▶ **What needs to be done**
Repeat the listing that follows, character for character, minus the pictures.

▶ **Supplied data**
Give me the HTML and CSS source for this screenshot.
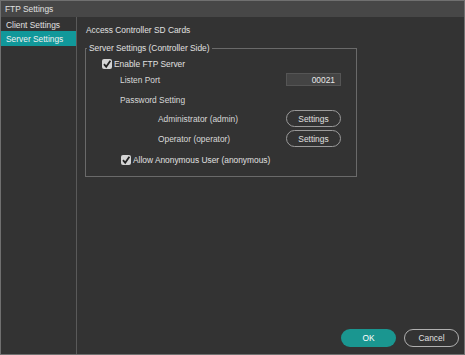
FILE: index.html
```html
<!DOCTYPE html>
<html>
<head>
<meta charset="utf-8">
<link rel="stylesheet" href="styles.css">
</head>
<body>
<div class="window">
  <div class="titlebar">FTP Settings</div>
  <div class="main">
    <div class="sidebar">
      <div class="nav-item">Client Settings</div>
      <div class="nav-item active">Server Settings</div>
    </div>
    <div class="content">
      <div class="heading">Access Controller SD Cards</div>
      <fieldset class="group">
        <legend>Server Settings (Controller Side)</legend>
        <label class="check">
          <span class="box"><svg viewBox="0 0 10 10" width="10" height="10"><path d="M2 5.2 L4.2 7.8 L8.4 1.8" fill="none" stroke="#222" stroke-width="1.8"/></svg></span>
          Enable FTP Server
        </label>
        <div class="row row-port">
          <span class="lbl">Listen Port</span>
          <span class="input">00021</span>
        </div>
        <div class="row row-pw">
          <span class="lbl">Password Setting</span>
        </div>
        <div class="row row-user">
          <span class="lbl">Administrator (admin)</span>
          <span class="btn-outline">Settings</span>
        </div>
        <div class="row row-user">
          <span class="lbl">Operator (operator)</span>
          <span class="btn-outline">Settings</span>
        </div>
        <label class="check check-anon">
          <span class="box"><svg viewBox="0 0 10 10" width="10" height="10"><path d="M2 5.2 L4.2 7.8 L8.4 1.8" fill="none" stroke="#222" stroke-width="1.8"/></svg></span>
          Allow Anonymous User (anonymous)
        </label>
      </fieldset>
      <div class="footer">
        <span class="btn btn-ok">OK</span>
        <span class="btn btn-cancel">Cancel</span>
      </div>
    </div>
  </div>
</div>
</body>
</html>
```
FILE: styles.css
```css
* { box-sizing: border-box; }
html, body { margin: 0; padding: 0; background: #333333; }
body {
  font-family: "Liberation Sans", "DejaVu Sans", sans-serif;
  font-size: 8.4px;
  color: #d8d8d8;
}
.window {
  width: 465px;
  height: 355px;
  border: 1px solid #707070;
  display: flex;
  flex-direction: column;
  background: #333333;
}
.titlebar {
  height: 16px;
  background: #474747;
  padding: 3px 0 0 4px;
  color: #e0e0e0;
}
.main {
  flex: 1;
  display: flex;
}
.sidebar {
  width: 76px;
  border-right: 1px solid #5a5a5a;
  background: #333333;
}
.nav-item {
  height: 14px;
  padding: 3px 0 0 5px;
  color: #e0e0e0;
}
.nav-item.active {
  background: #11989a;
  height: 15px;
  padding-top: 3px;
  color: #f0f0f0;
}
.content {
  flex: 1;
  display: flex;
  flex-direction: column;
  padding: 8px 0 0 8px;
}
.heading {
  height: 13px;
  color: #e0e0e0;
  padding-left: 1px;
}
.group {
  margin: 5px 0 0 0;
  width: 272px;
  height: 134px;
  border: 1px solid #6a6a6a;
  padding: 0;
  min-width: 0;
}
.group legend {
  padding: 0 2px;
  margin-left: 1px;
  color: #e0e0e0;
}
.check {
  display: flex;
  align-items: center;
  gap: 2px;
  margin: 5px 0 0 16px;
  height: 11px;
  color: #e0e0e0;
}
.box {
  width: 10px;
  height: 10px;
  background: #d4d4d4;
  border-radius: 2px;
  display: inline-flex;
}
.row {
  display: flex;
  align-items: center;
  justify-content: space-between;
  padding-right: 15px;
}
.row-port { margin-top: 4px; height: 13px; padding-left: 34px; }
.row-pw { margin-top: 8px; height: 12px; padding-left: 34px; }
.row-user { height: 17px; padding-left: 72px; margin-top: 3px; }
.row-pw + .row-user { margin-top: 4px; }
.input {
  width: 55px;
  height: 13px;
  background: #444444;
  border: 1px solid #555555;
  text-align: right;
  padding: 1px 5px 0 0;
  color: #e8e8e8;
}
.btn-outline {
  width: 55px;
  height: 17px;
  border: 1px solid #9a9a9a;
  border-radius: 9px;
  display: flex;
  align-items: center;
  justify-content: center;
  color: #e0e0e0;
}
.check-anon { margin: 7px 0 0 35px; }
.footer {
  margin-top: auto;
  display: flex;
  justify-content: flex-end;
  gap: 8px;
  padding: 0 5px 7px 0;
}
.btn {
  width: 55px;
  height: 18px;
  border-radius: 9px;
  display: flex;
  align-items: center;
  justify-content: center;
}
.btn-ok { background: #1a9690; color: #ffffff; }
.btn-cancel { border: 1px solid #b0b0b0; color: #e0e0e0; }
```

▶ **Task response**
Give me the HTML and CSS source for this screenshot.
FILE: index.html
```html
<!DOCTYPE html>
<html>
<head>
<meta charset="utf-8">
<link rel="stylesheet" href="styles.css">
</head>
<body>
<div class="window">
  <div class="titlebar">FTP Settings</div>
  <div class="main">
    <div class="sidebar">
      <div class="nav-item">Client Settings</div>
      <div class="nav-item active">Server Settings</div>
    </div>
    <div class="content">
      <div class="heading">Access Controller SD Cards</div>
      <fieldset class="group">
        <legend>Server Settings (Controller Side)</legend>
        <label class="check">
          <span class="box"><svg viewBox="0 0 10 10" width="10" height="10"><path d="M2 5.2 L4.2 7.8 L8.4 1.8" fill="none" stroke="#222" stroke-width="1.8"/></svg></span>
          Enable FTP Server
        </label>
        <div class="row row-port">
          <span class="lbl">Listen Port</span>
          <span class="input">00021</span>
        </div>
        <div class="row row-pw">
          <span class="lbl">Password Setting</span>
        </div>
        <div class="row row-user">
          <span class="lbl">Administrator (admin)</span>
          <span class="btn-outline">Settings</span>
        </div>
        <div class="row row-user">
          <span class="lbl">Operator (operator)</span>
          <span class="btn-outline">Settings</span>
        </div>
        <label class="check check-anon">
          <span class="box"><svg viewBox="0 0 10 10" width="10" height="10"><path d="M2 5.2 L4.2 7.8 L8.4 1.8" fill="none" stroke="#222" stroke-width="1.8"/></svg></span>
          Allow Anonymous User (anonymous)
        </label>
      </fieldset>
      <div class="footer">
        <span class="btn btn-ok">OK</span>
        <span class="btn btn-cancel">Cancel</span>
      </div>
    </div>
  </div>
</div>
</body>
</html>
```
FILE: styles.css
```css
* { box-sizing: border-box; }
html, body { margin: 0; padding: 0; background: #333333; }
body {
  font-family: "Liberation Sans", "DejaVu Sans", sans-serif;
  font-size: 8.4px;
  color: #d8d8d8;
}
.window {
  width: 465px;
  height: 355px;
  border: 1px solid #707070;
  display: flex;
  flex-direction: column;
  background: #333333;
}
.titlebar {
  height: 16px;
  background: #474747;
  padding: 3px 0 0 4px;
  color: #e0e0e0;
}
.main {
  flex: 1;
  display: flex;
}
.sidebar {
  width: 76px;
  border-right: 1px solid #5a5a5a;
  background: #333333;
}
.nav-item {
  height: 14px;
  padding: 3px 0 0 5px;
  color: #e0e0e0;
}
.nav-item.active {
  background: #11989a;
  height: 15px;
  padding-top: 3px;
  color: #f0f0f0;
}
.content {
  flex: 1;
  display: flex;
  flex-direction: column;
  padding: 8px 0 0 8px;
}
.heading {
  height: 13px;
  color: #e0e0e0;
  padding-left: 1px;
}
.group {
  margin: 5px 0 0 0;
  width: 272px;
  height: 134px;
  border: 1px solid #6a6a6a;
  padding: 0;
  min-width: 0;
}
.group legend {
  padding: 0 2px;
  margin-left: 1px;
  color: #e0e0e0;
}
.check {
  display: flex;
  align-items: center;
  gap: 2px;
  margin: 5px 0 0 16px;
  height: 11px;
  color: #e0e0e0;
}
.box {
  width: 10px;
  height: 10px;
  background: #d4d4d4;
  border-radius: 2px;
  display: inline-flex;
}
.row {
  display: flex;
  align-items: center;
  justify-content: space-between;
  padding-right: 15px;
}
.row-port { margin-top: 4px; height: 13px; padding-left: 34px; }
.row-pw { margin-top: 8px; height: 12px; padding-left: 34px; }
.row-user { height: 17px; padding-left: 72px; margin-top: 3px; }
.row-pw + .row-user { margin-top: 4px; }
.input {
  width: 55px;
  height: 13px;
  background: #444444;
  border: 1px solid #555555;
  text-align: right;
  padding: 1px 5px 0 0;
  color: #e8e8e8;
}
.btn-outline {
  width: 55px;
  height: 17px;
  border: 1px solid #9a9a9a;
  border-radius: 9px;
  display: flex;
  align-items: center;
  justify-content: center;
  color: #e0e0e0;
}
.check-anon { margin: 7px 0 0 35px; }
.footer {
  margin-top: auto;
  display: flex;
  justify-content: flex-end;
  gap: 8px;
  padding: 0 5px 7px 0;
}
.btn {
  width: 55px;
  height: 18px;
  border-radius: 9px;
  display: flex;
  align-items: center;
  justify-content: center;
}
.btn-ok { background: #1a9690; color: #ffffff; }
.btn-cancel { border: 1px solid #b0b0b0; color: #e0e0e0; }
```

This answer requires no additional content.